*Supplied entries*:
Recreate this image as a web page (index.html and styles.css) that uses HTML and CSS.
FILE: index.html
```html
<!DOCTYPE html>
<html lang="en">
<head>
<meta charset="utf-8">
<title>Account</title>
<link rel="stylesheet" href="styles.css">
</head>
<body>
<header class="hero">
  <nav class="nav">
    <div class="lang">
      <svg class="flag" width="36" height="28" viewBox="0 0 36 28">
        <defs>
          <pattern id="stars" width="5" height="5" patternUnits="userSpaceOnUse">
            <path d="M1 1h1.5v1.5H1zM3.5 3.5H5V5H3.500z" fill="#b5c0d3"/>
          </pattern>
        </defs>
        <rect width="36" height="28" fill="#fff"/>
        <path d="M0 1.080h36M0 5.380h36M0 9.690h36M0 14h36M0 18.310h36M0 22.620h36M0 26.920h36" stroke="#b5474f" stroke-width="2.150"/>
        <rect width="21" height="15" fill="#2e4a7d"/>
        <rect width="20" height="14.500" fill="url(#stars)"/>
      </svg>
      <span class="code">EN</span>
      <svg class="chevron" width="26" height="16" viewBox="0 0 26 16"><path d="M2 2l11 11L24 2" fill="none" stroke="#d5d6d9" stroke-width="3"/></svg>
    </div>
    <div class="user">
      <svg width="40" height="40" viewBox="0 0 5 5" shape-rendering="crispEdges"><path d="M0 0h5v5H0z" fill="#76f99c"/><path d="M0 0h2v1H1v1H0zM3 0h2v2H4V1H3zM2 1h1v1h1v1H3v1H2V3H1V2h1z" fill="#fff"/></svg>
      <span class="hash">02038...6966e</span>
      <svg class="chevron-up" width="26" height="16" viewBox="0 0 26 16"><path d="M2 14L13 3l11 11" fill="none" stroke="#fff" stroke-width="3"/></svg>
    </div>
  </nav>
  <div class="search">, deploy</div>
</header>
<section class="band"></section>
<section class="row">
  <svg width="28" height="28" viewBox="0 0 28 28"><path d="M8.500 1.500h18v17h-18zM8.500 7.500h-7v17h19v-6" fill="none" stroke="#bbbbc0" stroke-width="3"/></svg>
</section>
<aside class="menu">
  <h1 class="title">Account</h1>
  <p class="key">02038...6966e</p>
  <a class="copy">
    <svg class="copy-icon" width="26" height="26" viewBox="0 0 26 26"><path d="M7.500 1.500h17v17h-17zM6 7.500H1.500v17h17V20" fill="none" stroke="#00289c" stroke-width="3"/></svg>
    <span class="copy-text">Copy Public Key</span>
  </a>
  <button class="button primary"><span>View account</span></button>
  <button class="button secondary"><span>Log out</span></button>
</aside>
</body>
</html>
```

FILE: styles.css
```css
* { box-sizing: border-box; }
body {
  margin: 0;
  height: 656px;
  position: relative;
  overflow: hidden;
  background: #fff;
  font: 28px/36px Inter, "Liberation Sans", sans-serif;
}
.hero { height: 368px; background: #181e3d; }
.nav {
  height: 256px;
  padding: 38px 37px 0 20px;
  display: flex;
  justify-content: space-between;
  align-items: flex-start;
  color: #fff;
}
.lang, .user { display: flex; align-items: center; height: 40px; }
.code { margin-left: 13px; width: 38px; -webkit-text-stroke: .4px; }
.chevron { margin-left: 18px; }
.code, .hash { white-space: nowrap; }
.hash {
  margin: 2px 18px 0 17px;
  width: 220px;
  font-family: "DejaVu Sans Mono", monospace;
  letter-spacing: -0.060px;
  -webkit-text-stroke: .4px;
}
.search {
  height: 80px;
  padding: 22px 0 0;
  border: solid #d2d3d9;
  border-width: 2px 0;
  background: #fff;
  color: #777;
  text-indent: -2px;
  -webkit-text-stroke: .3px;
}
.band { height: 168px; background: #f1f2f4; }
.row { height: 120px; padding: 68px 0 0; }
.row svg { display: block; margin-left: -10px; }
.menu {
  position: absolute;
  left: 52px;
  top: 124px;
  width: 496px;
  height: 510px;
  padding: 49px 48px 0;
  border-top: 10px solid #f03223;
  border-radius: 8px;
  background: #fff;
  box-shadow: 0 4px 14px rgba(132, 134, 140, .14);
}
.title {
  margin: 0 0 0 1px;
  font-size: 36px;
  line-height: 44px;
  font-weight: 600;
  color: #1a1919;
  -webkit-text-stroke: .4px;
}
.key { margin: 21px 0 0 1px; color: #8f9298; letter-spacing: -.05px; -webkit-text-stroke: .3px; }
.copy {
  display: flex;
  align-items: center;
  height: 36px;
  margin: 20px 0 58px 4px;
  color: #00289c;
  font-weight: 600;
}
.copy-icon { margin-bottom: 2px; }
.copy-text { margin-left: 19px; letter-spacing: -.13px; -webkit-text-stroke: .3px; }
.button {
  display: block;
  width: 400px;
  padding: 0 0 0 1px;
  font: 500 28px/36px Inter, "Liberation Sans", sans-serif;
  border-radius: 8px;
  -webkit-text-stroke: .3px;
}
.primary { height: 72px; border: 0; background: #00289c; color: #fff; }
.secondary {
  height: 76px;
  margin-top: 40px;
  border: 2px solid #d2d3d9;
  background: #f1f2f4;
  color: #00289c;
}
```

==

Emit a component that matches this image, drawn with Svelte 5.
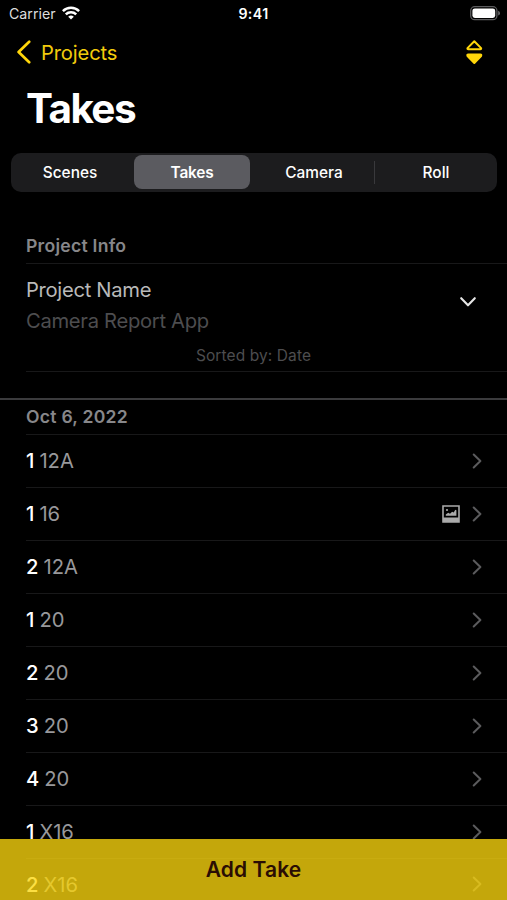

*Problem description*: Extract lines where the string "this" occurs.

*Finished answer*:
Recreate this image as a web page (index.html and styles.css) that uses HTML and CSS.
Emit a component that matches this image, drawn with Svelte 5.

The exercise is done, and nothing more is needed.